Some questions were taken, one about the break-up of the band, raising surprisingly simplistic and outdated responses, in particular that Morrissey couldn’t handle the managers being close to Johny with whom he was in love! I find statements like this from intelligent people amazing because (a) they weren’t there and (b) Morrissey’s position is already on record e.g. on the documentary TIOBM, and elsewhere, but it wasn’t cited. Someone requested a one-word summing-up of Morrissey to which Zuberi replied ‘beautiful’. Another speaker proposed the word ‘evasive’. Well, Morrissey admitted himself very recently to this quality yet many times he’s also stressed its opposite, directness, as a guiding force for him. Pehaps his coy moments are a ploy to motivate his audience to bring their own powers of perception and discovery into play!

The tea and sambos were much appreciated at the end and no doubt these devotional assemblies will be repeated to tantalise and to re-member the rebel gang of sacred wunderkinds…
 
Excellent summing up. I had no note paper so I was scribbling notes on a tiny business card, which I then lost. Ta for the report.

Peter
 
That sounds like a very cool event. I wish we had interesting, philosophical, and intellectual speakers on Moz and The Smiths here.
 
That sounds like a very cool event. I wish we had interesting, philosophical, and intellectual speakers on Moz and The Smiths here.
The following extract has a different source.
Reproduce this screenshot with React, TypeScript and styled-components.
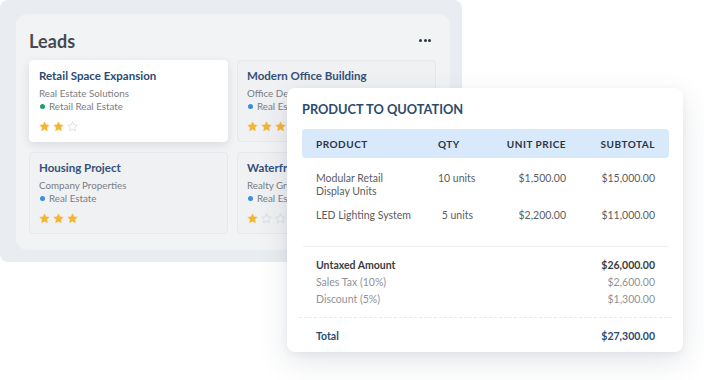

You just joined the forum, you missed/haven't discovered many great discussions on the forums.

Worm, Danny, Mel_Torment, Jones, Jamie, Dave, Brel, Sunbags, no one in particular, mozmic dancer, Busy Clippers, nightandday etc are some of the members who regularly contribute very interesting insight to the forums.
 
You just joined the forum, you missed/haven't discovered many great discussions on the forums.

Worm, Danny, Mel_Torment, Jones, Jamie, Dave, Brel, Sunbags, no one in particular, mozmic dancer, Busy Clippers, nightandday etc are some of the members who regularly contribute very interesting insight to the forums.

.... and Spooky Moulder too;)
 
Excellent summing up. I had no note paper so I was scribbling notes on a tiny business card, which I then lost. Ta for the report.

Peter


Hi Peter

I'm glad this made sense to some! Who knows who else was lurking in our midst! The audios and videos especially torwards the end were uplifting to hear in that environment. :guitar:

Cheers! :)
 
You just joined the forum, you missed/haven't discovered many great discussions on the forums.

Worm, Danny, Mel_Torment, Jones, Jamie, Dave, Brel, Sunbags, no one in particular, mozmic dancer, Busy Clippers, nightandday etc are some of the members who regularly contribute very interesting insight to the forums.

Kewpie, I think she meant California as "here." That is, where she lives, not here at solo. That's just the way I read it.